Work to complete
Go through the data below and copy it exactly, skipping every picture.

Given material
- - - -

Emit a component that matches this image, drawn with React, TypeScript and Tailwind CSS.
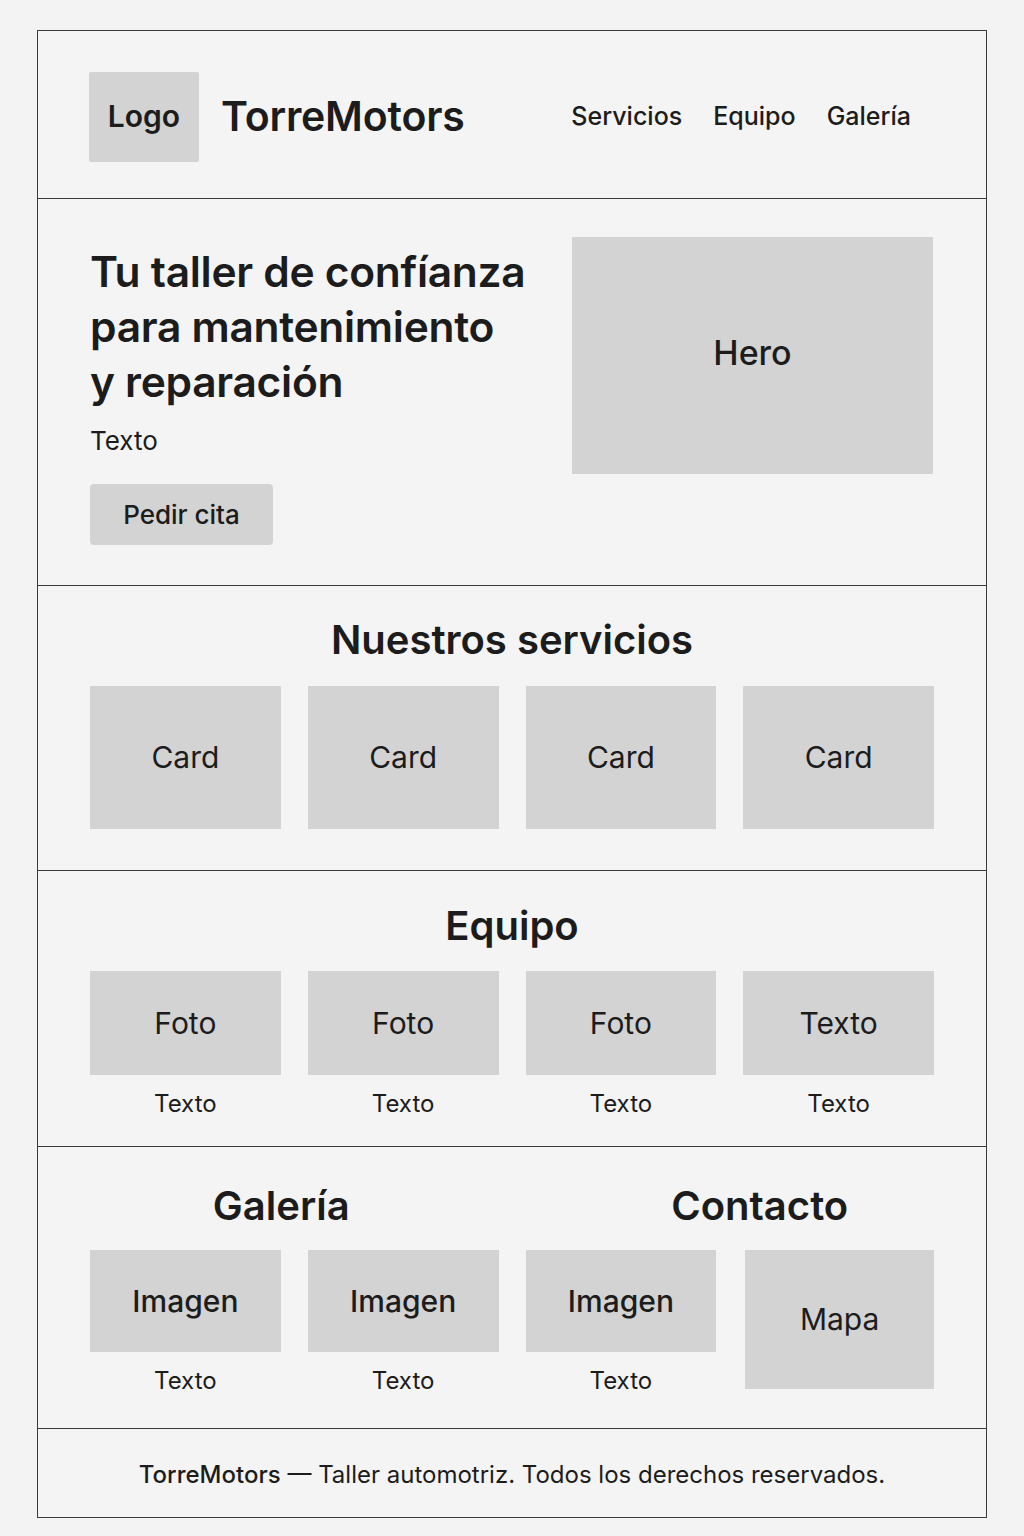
import React from "react";

const box = "bg-[#d3d3d3] flex items-center justify-center text-[#1c1c1c]";

export default function App() {
  const services = ["Card", "Card", "Card", "Card"];
  const team = ["Foto", "Foto", "Foto", "Texto"];

  return (
    <div
      className="min-h-[1536px] w-[1024px] bg-[#f3f3f3] pt-[30px] text-[#1c1c1c]"
      style={{ fontFamily: "Inter, 'Noto Sans', sans-serif" }}
    >
      <div className="ml-[37px] w-[950px] border border-[#3a3a3a] bg-[#f4f4f4]">
        {/* header */}
        <header className="flex h-[168px] items-center border-b border-[#3a3a3a] px-[51px] pt-[4px]">
          <div className={`${box} h-[90px] w-[110px] rounded-[2px] text-[30px] font-semibold`}>Logo</div>
          <div className="ml-[22px] text-[41px] font-semibold tracking-[-0.2px]">TorreMotors</div>
          <nav className="ml-auto mr-[24px] flex items-center gap-[31px] text-[25px] font-medium">
            <a>Servicios</a>
            <a>Equipo</a>
            <a>Galería</a>
          </nav>
        </header>

        {/* hero */}
        <section className="flex h-[387px] items-start justify-between border-b border-[#3a3a3a] px-[52px] pt-[38px]">
          <div className="mt-[7px]">
            <h1 className="text-[42.5px] font-semibold leading-[55px] tracking-[-0.3px]">
              Tu taller de confíanza
              <br />
              para mantenimiento
              <br />y reparación
            </h1>
            <p className="mt-[16px] text-[26px] leading-[32px]">Texto</p>
            <button className={`${box} mt-[27px] h-[61px] w-[183px] rounded-[4px] text-[26px] font-medium`}>
              Pedir cita
            </button>
          </div>
          <div className={`${box} mr-[1px] h-[237px] w-[361px] pb-[6px] text-[34px] font-medium`}>Hero</div>
        </section>

        {/* services */}
        <section className="h-[285px] border-b border-[#3a3a3a] px-[52px] pt-[30px]">
          <h2 className="text-center text-[40px] font-semibold leading-[48px]">Nuestros servicios</h2>
          <div className="mt-[22px] grid grid-cols-4 gap-[27px]">
            {services.map((s, i) => (
              <div key={i} className={`${box} h-[143px] text-[30px]`}>
                {s}
              </div>
            ))}
          </div>
        </section>

        {/* team */}
        <section className="h-[276px] border-b border-[#3a3a3a] px-[52px] pt-[31px]">
          <h2 className="text-center text-[40px] font-semibold leading-[48px]">Equipo</h2>
          <div className="mt-[21px] grid grid-cols-4 gap-[27px]">
            {team.map((t, i) => (
              <div key={i} className="flex flex-col items-center">
                <div className={`${box} h-[104px] w-full text-[30px]`}>{t}</div>
                <p className="mt-[14px] text-[24px] leading-[30px]">Texto</p>
              </div>
            ))}
          </div>
        </section>

        {/* gallery + contact */}
        <section className="h-[282px] border-b border-[#3a3a3a] px-[52px] pt-[35px]">
          <div className="grid grid-cols-2 gap-[27px]">
            <h2 className="pr-[26px] text-center text-[40px] font-semibold leading-[48px]">Galería</h2>
            <h2 className="pl-[60px] text-center text-[40px] font-semibold leading-[48px]">Contacto</h2>
          </div>
          <div className="mt-[20px] grid grid-cols-4 gap-[27px]">
            {[0, 1, 2].map((i) => (
              <div key={i} className="flex flex-col items-center">
                <div className={`${box} h-[102px] w-full text-[30px] font-medium`}>Imagen</div>
                <p className="mt-[14px] text-[24px] leading-[30px]">Texto</p>
              </div>
            ))}
            <div className={`${box} ml-[2px] h-[139px] text-[30px]`}>Mapa</div>
          </div>
        </section>

        {/* footer */}
        <footer className="flex h-[88px] items-center justify-center pt-[3px] text-[24px]">
          <span className="font-medium">TorreMotors</span>
          <span>&nbsp;— Taller automotriz. Todos los derechos reservados.</span>
        </footer>
      </div>
    </div>
  );
}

- - - -

Problem solution
Emit a component that matches this image, drawn with React, TypeScript and Tailwind CSS.
import React from "react";

const box = "bg-[#d3d3d3] flex items-center justify-center text-[#1c1c1c]";

export default function App() {
  const services = ["Card", "Card", "Card", "Card"];
  const team = ["Foto", "Foto", "Foto", "Texto"];

  return (
    <div
      className="min-h-[1536px] w-[1024px] bg-[#f3f3f3] pt-[30px] text-[#1c1c1c]"
      style={{ fontFamily: "Inter, 'Noto Sans', sans-serif" }}
    >
      <div className="ml-[37px] w-[950px] border border-[#3a3a3a] bg-[#f4f4f4]">
        {/* header */}
        <header className="flex h-[168px] items-center border-b border-[#3a3a3a] px-[51px] pt-[4px]">
          <div className={`${box} h-[90px] w-[110px] rounded-[2px] text-[30px] font-semibold`}>Logo</div>
          <div className="ml-[22px] text-[41px] font-semibold tracking-[-0.2px]">TorreMotors</div>
          <nav className="ml-auto mr-[24px] flex items-center gap-[31px] text-[25px] font-medium">
            <a>Servicios</a>
            <a>Equipo</a>
            <a>Galería</a>
          </nav>
        </header>

        {/* hero */}
        <section className="flex h-[387px] items-start justify-between border-b border-[#3a3a3a] px-[52px] pt-[38px]">
          <div className="mt-[7px]">
            <h1 className="text-[42.5px] font-semibold leading-[55px] tracking-[-0.3px]">
              Tu taller de confíanza
              <br />
              para mantenimiento
              <br />y reparación
            </h1>
            <p className="mt-[16px] text-[26px] leading-[32px]">Texto</p>
            <button className={`${box} mt-[27px] h-[61px] w-[183px] rounded-[4px] text-[26px] font-medium`}>
              Pedir cita
            </button>
          </div>
          <div className={`${box} mr-[1px] h-[237px] w-[361px] pb-[6px] text-[34px] font-medium`}>Hero</div>
        </section>

        {/* services */}
        <section className="h-[285px] border-b border-[#3a3a3a] px-[52px] pt-[30px]">
          <h2 className="text-center text-[40px] font-semibold leading-[48px]">Nuestros servicios</h2>
          <div className="mt-[22px] grid grid-cols-4 gap-[27px]">
            {services.map((s, i) => (
              <div key={i} className={`${box} h-[143px] text-[30px]`}>
                {s}
              </div>
            ))}
          </div>
        </section>

        {/* team */}
        <section className="h-[276px] border-b border-[#3a3a3a] px-[52px] pt-[31px]">
          <h2 className="text-center text-[40px] font-semibold leading-[48px]">Equipo</h2>
          <div className="mt-[21px] grid grid-cols-4 gap-[27px]">
            {team.map((t, i) => (
              <div key={i} className="flex flex-col items-center">
                <div className={`${box} h-[104px] w-full text-[30px]`}>{t}</div>
                <p className="mt-[14px] text-[24px] leading-[30px]">Texto</p>
              </div>
            ))}
          </div>
        </section>

        {/* gallery + contact */}
        <section className="h-[282px] border-b border-[#3a3a3a] px-[52px] pt-[35px]">
          <div className="grid grid-cols-2 gap-[27px]">
            <h2 className="pr-[26px] text-center text-[40px] font-semibold leading-[48px]">Galería</h2>
            <h2 className="pl-[60px] text-center text-[40px] font-semibold leading-[48px]">Contacto</h2>
          </div>
          <div className="mt-[20px] grid grid-cols-4 gap-[27px]">
            {[0, 1, 2].map((i) => (
              <div key={i} className="flex flex-col items-center">
                <div className={`${box} h-[102px] w-full text-[30px] font-medium`}>Imagen</div>
                <p className="mt-[14px] text-[24px] leading-[30px]">Texto</p>
              </div>
            ))}
            <div className={`${box} ml-[2px] h-[139px] text-[30px]`}>Mapa</div>
          </div>
        </section>

        {/* footer */}
        <footer className="flex h-[88px] items-center justify-center pt-[3px] text-[24px]">
          <span className="font-medium">TorreMotors</span>
          <span>&nbsp;— Taller automotriz. Todos los derechos reservados.</span>
        </footer>
      </div>
    </div>
  );
}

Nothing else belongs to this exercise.